*AIM*: Omit all images. Transcribe the rest of the material below exactly.

*DATA LINES*:

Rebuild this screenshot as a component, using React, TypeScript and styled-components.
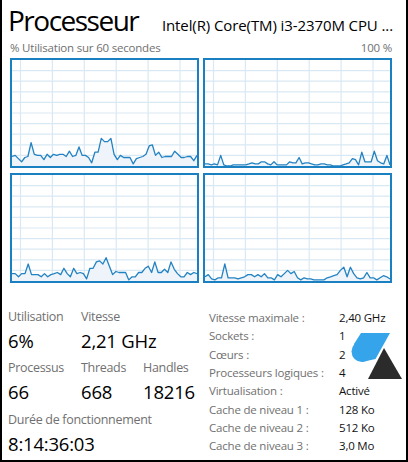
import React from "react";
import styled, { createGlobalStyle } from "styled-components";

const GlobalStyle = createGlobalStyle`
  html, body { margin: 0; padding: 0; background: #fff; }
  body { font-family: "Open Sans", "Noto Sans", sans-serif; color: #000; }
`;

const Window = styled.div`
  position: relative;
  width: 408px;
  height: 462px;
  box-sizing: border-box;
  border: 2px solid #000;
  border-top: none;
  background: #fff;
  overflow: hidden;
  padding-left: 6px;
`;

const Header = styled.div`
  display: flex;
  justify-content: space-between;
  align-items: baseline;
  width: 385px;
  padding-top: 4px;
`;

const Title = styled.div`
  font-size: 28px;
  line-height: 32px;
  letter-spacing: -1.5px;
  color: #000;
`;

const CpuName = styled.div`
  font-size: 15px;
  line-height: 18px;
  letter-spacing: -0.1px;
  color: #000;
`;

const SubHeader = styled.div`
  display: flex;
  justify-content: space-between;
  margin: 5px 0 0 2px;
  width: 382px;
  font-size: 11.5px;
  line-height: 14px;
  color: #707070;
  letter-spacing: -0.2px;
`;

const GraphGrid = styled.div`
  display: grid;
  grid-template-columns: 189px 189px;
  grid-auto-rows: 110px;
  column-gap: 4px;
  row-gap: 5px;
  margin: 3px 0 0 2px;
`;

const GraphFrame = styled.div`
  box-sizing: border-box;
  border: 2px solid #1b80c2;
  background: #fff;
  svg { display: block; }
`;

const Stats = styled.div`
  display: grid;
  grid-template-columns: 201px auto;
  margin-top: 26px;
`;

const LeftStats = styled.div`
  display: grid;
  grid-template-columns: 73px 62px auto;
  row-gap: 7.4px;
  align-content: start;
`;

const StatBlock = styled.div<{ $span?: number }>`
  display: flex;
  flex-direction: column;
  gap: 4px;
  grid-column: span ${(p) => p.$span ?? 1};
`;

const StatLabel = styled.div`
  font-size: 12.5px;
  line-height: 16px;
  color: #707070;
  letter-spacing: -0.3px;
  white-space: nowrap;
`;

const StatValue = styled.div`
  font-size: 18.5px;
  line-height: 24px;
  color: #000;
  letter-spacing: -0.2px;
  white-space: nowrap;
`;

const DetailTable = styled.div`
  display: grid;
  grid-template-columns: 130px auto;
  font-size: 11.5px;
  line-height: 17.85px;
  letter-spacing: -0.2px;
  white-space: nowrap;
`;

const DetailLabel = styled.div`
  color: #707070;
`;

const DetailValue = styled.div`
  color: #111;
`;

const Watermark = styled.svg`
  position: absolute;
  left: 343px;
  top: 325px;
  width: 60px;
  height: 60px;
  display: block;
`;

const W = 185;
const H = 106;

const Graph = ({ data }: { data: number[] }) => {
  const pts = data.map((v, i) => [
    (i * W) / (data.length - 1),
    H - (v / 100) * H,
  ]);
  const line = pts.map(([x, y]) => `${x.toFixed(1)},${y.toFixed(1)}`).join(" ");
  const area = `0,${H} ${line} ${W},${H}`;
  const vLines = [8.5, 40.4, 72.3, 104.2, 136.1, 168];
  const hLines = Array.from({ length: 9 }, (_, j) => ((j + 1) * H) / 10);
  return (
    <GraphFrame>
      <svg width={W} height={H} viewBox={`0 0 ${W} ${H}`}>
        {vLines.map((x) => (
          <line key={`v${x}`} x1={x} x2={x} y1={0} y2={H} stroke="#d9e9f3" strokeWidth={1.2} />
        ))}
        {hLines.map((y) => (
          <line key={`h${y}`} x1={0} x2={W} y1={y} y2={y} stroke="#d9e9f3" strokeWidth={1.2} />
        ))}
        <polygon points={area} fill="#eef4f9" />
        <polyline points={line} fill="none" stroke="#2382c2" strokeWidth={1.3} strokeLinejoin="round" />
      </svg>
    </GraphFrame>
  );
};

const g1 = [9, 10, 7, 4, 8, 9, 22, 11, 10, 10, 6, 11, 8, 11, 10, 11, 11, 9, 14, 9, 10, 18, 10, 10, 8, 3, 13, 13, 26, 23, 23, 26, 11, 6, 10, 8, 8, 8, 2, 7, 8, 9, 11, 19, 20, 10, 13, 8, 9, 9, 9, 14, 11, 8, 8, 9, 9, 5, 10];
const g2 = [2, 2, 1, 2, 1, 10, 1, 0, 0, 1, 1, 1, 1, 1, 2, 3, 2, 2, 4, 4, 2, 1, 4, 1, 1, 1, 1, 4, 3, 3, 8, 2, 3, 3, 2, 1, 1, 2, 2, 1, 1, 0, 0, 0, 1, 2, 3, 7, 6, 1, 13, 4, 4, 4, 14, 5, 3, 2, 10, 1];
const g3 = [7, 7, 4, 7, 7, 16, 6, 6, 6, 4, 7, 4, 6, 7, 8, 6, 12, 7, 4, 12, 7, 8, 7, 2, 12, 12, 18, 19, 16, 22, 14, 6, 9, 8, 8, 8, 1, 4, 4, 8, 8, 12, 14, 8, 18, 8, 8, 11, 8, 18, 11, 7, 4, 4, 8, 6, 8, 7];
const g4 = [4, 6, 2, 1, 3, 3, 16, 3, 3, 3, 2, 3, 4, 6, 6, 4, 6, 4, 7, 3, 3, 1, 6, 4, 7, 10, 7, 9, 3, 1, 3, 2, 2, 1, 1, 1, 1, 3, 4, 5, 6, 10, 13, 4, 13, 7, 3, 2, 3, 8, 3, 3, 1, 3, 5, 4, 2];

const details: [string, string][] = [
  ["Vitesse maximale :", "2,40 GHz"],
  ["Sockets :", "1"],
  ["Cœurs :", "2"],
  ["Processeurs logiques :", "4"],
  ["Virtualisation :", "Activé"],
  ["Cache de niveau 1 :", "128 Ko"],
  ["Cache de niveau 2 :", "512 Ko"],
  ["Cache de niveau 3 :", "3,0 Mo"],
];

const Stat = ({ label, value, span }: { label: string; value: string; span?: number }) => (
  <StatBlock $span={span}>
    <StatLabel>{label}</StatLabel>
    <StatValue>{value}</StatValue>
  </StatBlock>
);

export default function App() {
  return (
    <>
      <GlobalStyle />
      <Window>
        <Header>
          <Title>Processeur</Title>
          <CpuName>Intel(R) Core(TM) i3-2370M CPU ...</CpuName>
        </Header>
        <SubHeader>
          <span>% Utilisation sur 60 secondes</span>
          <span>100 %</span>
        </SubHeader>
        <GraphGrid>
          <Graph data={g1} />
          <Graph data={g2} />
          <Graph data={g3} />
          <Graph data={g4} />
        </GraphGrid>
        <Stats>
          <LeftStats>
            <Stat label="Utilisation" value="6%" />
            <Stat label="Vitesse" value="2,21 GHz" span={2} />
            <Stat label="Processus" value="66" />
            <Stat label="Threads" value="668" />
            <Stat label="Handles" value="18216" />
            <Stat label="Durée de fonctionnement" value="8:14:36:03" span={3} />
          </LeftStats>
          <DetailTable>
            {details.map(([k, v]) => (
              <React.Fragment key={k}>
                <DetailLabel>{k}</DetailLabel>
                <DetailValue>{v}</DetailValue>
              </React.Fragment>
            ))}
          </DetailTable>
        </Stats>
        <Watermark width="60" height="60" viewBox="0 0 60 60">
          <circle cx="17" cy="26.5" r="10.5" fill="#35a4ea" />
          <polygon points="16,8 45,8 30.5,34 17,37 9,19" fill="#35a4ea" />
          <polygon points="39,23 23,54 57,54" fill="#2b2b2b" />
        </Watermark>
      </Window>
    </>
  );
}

*RESULT OF THIS EXERCISE*:
Rebuild this screenshot as a component, using React, TypeScript and styled-components.
import React from "react";
import styled, { createGlobalStyle } from "styled-components";

const GlobalStyle = createGlobalStyle`
  html, body { margin: 0; padding: 0; background: #fff; }
  body { font-family: "Open Sans", "Noto Sans", sans-serif; color: #000; }
`;

const Window = styled.div`
  position: relative;
  width: 408px;
  height: 462px;
  box-sizing: border-box;
  border: 2px solid #000;
  border-top: none;
  background: #fff;
  overflow: hidden;
  padding-left: 6px;
`;

const Header = styled.div`
  display: flex;
  justify-content: space-between;
  align-items: baseline;
  width: 385px;
  padding-top: 4px;
`;

const Title = styled.div`
  font-size: 28px;
  line-height: 32px;
  letter-spacing: -1.5px;
  color: #000;
`;

const CpuName = styled.div`
  font-size: 15px;
  line-height: 18px;
  letter-spacing: -0.1px;
  color: #000;
`;

const SubHeader = styled.div`
  display: flex;
  justify-content: space-between;
  margin: 5px 0 0 2px;
  width: 382px;
  font-size: 11.5px;
  line-height: 14px;
  color: #707070;
  letter-spacing: -0.2px;
`;

const GraphGrid = styled.div`
  display: grid;
  grid-template-columns: 189px 189px;
  grid-auto-rows: 110px;
  column-gap: 4px;
  row-gap: 5px;
  margin: 3px 0 0 2px;
`;

const GraphFrame = styled.div`
  box-sizing: border-box;
  border: 2px solid #1b80c2;
  background: #fff;
  svg { display: block; }
`;

const Stats = styled.div`
  display: grid;
  grid-template-columns: 201px auto;
  margin-top: 26px;
`;

const LeftStats = styled.div`
  display: grid;
  grid-template-columns: 73px 62px auto;
  row-gap: 7.4px;
  align-content: start;
`;

const StatBlock = styled.div<{ $span?: number }>`
  display: flex;
  flex-direction: column;
  gap: 4px;
  grid-column: span ${(p) => p.$span ?? 1};
`;

const StatLabel = styled.div`
  font-size: 12.5px;
  line-height: 16px;
  color: #707070;
  letter-spacing: -0.3px;
  white-space: nowrap;
`;

const StatValue = styled.div`
  font-size: 18.5px;
  line-height: 24px;
  color: #000;
  letter-spacing: -0.2px;
  white-space: nowrap;
`;

const DetailTable = styled.div`
  display: grid;
  grid-template-columns: 130px auto;
  font-size: 11.5px;
  line-height: 17.85px;
  letter-spacing: -0.2px;
  white-space: nowrap;
`;

const DetailLabel = styled.div`
  color: #707070;
`;

const DetailValue = styled.div`
  color: #111;
`;

const Watermark = styled.svg`
  position: absolute;
  left: 343px;
  top: 325px;
  width: 60px;
  height: 60px;
  display: block;
`;

const W = 185;
const H = 106;

const Graph = ({ data }: { data: number[] }) => {
  const pts = data.map((v, i) => [
    (i * W) / (data.length - 1),
    H - (v / 100) * H,
  ]);
  const line = pts.map(([x, y]) => `${x.toFixed(1)},${y.toFixed(1)}`).join(" ");
  const area = `0,${H} ${line} ${W},${H}`;
  const vLines = [8.5, 40.4, 72.3, 104.2, 136.1, 168];
  const hLines = Array.from({ length: 9 }, (_, j) => ((j + 1) * H) / 10);
  return (
    <GraphFrame>
      <svg width={W} height={H} viewBox={`0 0 ${W} ${H}`}>
        {vLines.map((x) => (
          <line key={`v${x}`} x1={x} x2={x} y1={0} y2={H} stroke="#d9e9f3" strokeWidth={1.2} />
        ))}
        {hLines.map((y) => (
          <line key={`h${y}`} x1={0} x2={W} y1={y} y2={y} stroke="#d9e9f3" strokeWidth={1.2} />
        ))}
        <polygon points={area} fill="#eef4f9" />
        <polyline points={line} fill="none" stroke="#2382c2" strokeWidth={1.3} strokeLinejoin="round" />
      </svg>
    </GraphFrame>
  );
};

const g1 = [9, 10, 7, 4, 8, 9, 22, 11, 10, 10, 6, 11, 8, 11, 10, 11, 11, 9, 14, 9, 10, 18, 10, 10, 8, 3, 13, 13, 26, 23, 23, 26, 11, 6, 10, 8, 8, 8, 2, 7, 8, 9, 11, 19, 20, 10, 13, 8, 9, 9, 9, 14, 11, 8, 8, 9, 9, 5, 10];
const g2 = [2, 2, 1, 2, 1, 10, 1, 0, 0, 1, 1, 1, 1, 1, 2, 3, 2, 2, 4, 4, 2, 1, 4, 1, 1, 1, 1, 4, 3, 3, 8, 2, 3, 3, 2, 1, 1, 2, 2, 1, 1, 0, 0, 0, 1, 2, 3, 7, 6, 1, 13, 4, 4, 4, 14, 5, 3, 2, 10, 1];
const g3 = [7, 7, 4, 7, 7, 16, 6, 6, 6, 4, 7, 4, 6, 7, 8, 6, 12, 7, 4, 12, 7, 8, 7, 2, 12, 12, 18, 19, 16, 22, 14, 6, 9, 8, 8, 8, 1, 4, 4, 8, 8, 12, 14, 8, 18, 8, 8, 11, 8, 18, 11, 7, 4, 4, 8, 6, 8, 7];
const g4 = [4, 6, 2, 1, 3, 3, 16, 3, 3, 3, 2, 3, 4, 6, 6, 4, 6, 4, 7, 3, 3, 1, 6, 4, 7, 10, 7, 9, 3, 1, 3, 2, 2, 1, 1, 1, 1, 3, 4, 5, 6, 10, 13, 4, 13, 7, 3, 2, 3, 8, 3, 3, 1, 3, 5, 4, 2];

const details: [string, string][] = [
  ["Vitesse maximale :", "2,40 GHz"],
  ["Sockets :", "1"],
  ["Cœurs :", "2"],
  ["Processeurs logiques :", "4"],
  ["Virtualisation :", "Activé"],
  ["Cache de niveau 1 :", "128 Ko"],
  ["Cache de niveau 2 :", "512 Ko"],
  ["Cache de niveau 3 :", "3,0 Mo"],
];

const Stat = ({ label, value, span }: { label: string; value: string; span?: number }) => (
  <StatBlock $span={span}>
    <StatLabel>{label}</StatLabel>
    <StatValue>{value}</StatValue>
  </StatBlock>
);

export default function App() {
  return (
    <>
      <GlobalStyle />
      <Window>
        <Header>
          <Title>Processeur</Title>
          <CpuName>Intel(R) Core(TM) i3-2370M CPU ...</CpuName>
        </Header>
        <SubHeader>
          <span>% Utilisation sur 60 secondes</span>
          <span>100 %</span>
        </SubHeader>
        <GraphGrid>
          <Graph data={g1} />
          <Graph data={g2} />
          <Graph data={g3} />
          <Graph data={g4} />
        </GraphGrid>
        <Stats>
          <LeftStats>
            <Stat label="Utilisation" value="6%" />
            <Stat label="Vitesse" value="2,21 GHz" span={2} />
            <Stat label="Processus" value="66" />
            <Stat label="Threads" value="668" />
            <Stat label="Handles" value="18216" />
            <Stat label="Durée de fonctionnement" value="8:14:36:03" span={3} />
          </LeftStats>
          <DetailTable>
            {details.map(([k, v]) => (
              <React.Fragment key={k}>
                <DetailLabel>{k}</DetailLabel>
                <DetailValue>{v}</DetailValue>
              </React.Fragment>
            ))}
          </DetailTable>
        </Stats>
        <Watermark width="60" height="60" viewBox="0 0 60 60">
          <circle cx="17" cy="26.5" r="10.5" fill="#35a4ea" />
          <polygon points="16,8 45,8 30.5,34 17,37 9,19" fill="#35a4ea" />
          <polygon points="39,23 23,54 57,54" fill="#2b2b2b" />
        </Watermark>
      </Window>
    </>
  );
}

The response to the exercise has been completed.